The Flagler County Commission this evening is expected to sign a 40-year lease agreement—including two five-year renewals—with Aveo Engineering for land the technology company will occupy at the Flagler County Airport. The buildings that will go up on that land will revert to county ownership after 40 years.
Aveo and government officials, including Gov. Rick Scott, broke ground on July 30 on what will be the first of two structures on airport land—a hangar with an office annex on about one acre. The hangar will be used to fit planes with the company’s LED lights, which it manufactures at a 163,000 square foot facility in Slovakia. Aveo said it would hire 50 people this year in Flagler County, and 300 people by 2016.
The company plans to build a second, larger building on up to 10 acres, south of the hangar. Christian Nielsen, the company’s CEO, will brief the Flagler County Commission at the commission meeting tonight on Aveo’s broader plans.
Helga van Eckert, the county’s economic development director, has kept up with the company since the groundbreaking. “They’re staying the course, they’ve leased office space as well in Palm Coast now, and they are working on their plans to starting the construction,” van Eckert said. “They’ve hired a few more people and continue to interview so I think we’re in really good shape on that front.”
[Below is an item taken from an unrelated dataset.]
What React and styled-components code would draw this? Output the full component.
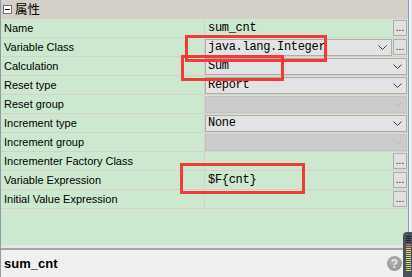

Aveo will pay the county $1,089 a month per acre, starting only when the county issues the company a certificate of occupancy for the building Aveo will build. Lease costs will be adjusted every year on Oct. 1 in accordance with inflation. Those dollars are not part of the planned $7.5 million in Aveo’s capital investments at the airport over the next several years.
At the time of the ground-breaking, County Administrator Craig Coffey said Aveo could face a smaller leasing charge for the land until occupancy, but that the county might waive that fee—as it has: the lease includes no required fees ahead of occupancy.
It will be Aveo’s responsibility to build improvements such as access to the land, parking, stormwater drainage, retention ponds, and all utility, communications and sanitation needs. Aveo will pay all applicable taxes, and will also be responsible for maintenance of the property—or pay the county for any maintenance the county will carry out by default, of Aveo happens to neglect any of its responsibilities.
Engineering site plans are due to be turned in to the county by March. Construction must begin on the land by next September, and be completed by March 2015. All construction and improvements are to follow the county’s land and building regulations. If those terms are not followed, the county reserves the right to end the lease.
The county, for its part, will complete construction—all at public expense—of the 1.4-mile south entrance to the airport grounds, off of Belle Terre Parkway. The road is used for access to the airport’s air traffic control tower. The county won’t issue a certificate of occupancy to Aveo until that road is completed.
Christian Nielsen, owner of Aveo Engineering, said in July that he intended to make the Flagler County Airport facility the hub of his operation, which includes—aside from the Slovakian manufacturing plant— a 15,000-square-foot engineering center in Malaysia, a distribution office in Birmingham (Britain’s, not Alabama’s), and a programming office in Mumbai. He said the Flagler operation will eventually include a plant to manufacture the company’s signature lights, but that he had supply contracts to fulfill, from Flagler, beginning on Oct. 1. The company has also been renting space on Hargrove Grade.
Van Eckert spoke with Nielsen recently about the quality of local hires. “He made a point to say to me that they’re having a great success in the interviewing process, the candidates they’re hiring are qualified and looking really good for their long-term needs,” van Eckert said.
The company is associated with several well-known aircraft manufacturers, including Sikorsky, Gulfstream, General Atomics, Hughes MD Helicopters, Boeing, Lockheed Martin, and Raytheon, so its investment in Flagler may be founded on a more solid future than several previous and ill-fated arrangements between the county and private companies at the airport.